The established protocol and steps for trials, testing and validation are sequential to ensure at every step that all pathological questions and safety norms have been satisfactorily addressed. Investors want to make sure that each step is comprehensively validated before investing into the next step. This is an emergency situation. The world is ready to support whatever it takes to find a vaccine which can stop Covid-19. Bold actions are required. There is therefore a growing urgency to reduce the timeline of finding a safe and effective vaccine by financially supporting scientists and researchers to save time by carrying out under the highest safety precautions required several of the development steps at once.

We know that the vaccine developed by the University of Oxford in the UK has already started human trials.
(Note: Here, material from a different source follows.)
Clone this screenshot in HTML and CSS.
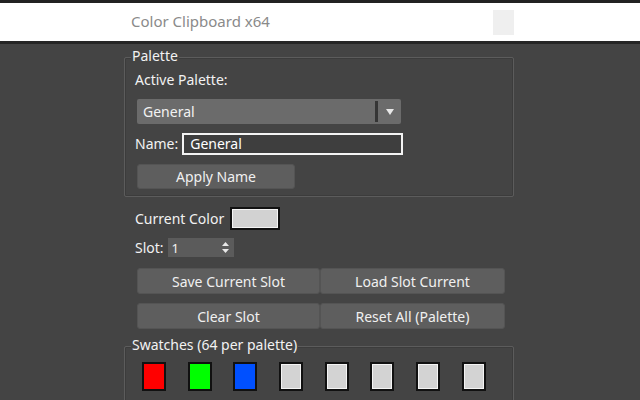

In a bid to save time in the race to swiftly provide an approved vaccine to the world to defeat Covid-19, The Serum Institute of India, the world’s largest vaccine maker has thus taken the initiative and risk to start mass production of the Oxford vaccine and produce 40 million units which will be made available at a nominal cost, even before the vaccine has reached advanced clinical trials, without knowing if it works.

Every day that can be saved in the process of validation and dissemination of a safe and effective vaccine will make a huge difference to the world in terms of saving lives and reducing trillions of dollars in economic damage.
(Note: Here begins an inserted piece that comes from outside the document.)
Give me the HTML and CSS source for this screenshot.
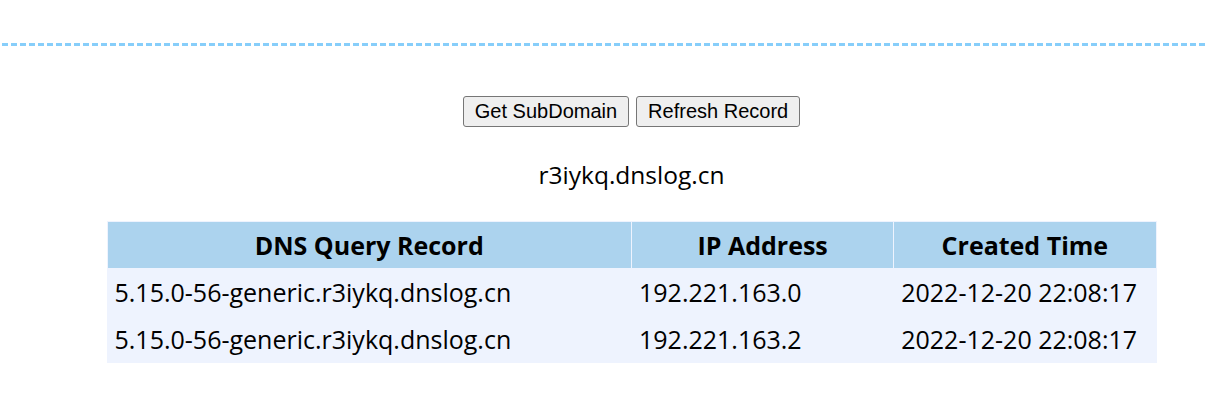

So long as a safe and effective vaccine is not discovered and validated for worldwide use, strict compliance with social distancing and hygiene rules in place as well as the wearing of masks will be part of the new normal. The easing of prevailing lockdown restrictions across the world can only be envisaged in a sustainable, very well-thought-out step by step process when statistics relating to new cases of Covid-19 infection, number of deaths, elimination of hotspots of infection and level of testing for Covid-19 show that the spread of the virus is robustly contained in the country concerned. Any rash or premature lifting of restrictions carries the potent risk of a costly second surge of infection of the virus and of significantly delaying a return to a modicum of normality in the world.

Getting our priorities right

The US situation is a case in point. According to forecasts based on modelling by the US Centers for Disease Control and Prevention and the Federal Emergency Management Agency made public this week, the death toll could rise to 3000 Americans a day by 1 June, up from a current daily toll of about 2000, in the wake of the relaxation of restrictions in a host of States across the US in an attempt to revive the economy and employment in a country with very little social protection. They also forecast about 200,000 new cases of infection each day by the end of the month, up from about 25,000 cases now. Will these chilling forecasts come true?  Are the stakes of the US presidential elections in November 2020 clouding a sensible and safe management of the pandemic?

The future will therefore depend on the strategies adopted by each country to robustly contain and stem the spread of the virus. It will also depend on the manner each country prioritizes its objectives and judiciously arbitrates the cardinal issue of saving lives as opposed to saving the economy bearing in mind that it is those who depend on work to assure their livelihoods who are the principal casualties of a pandemic.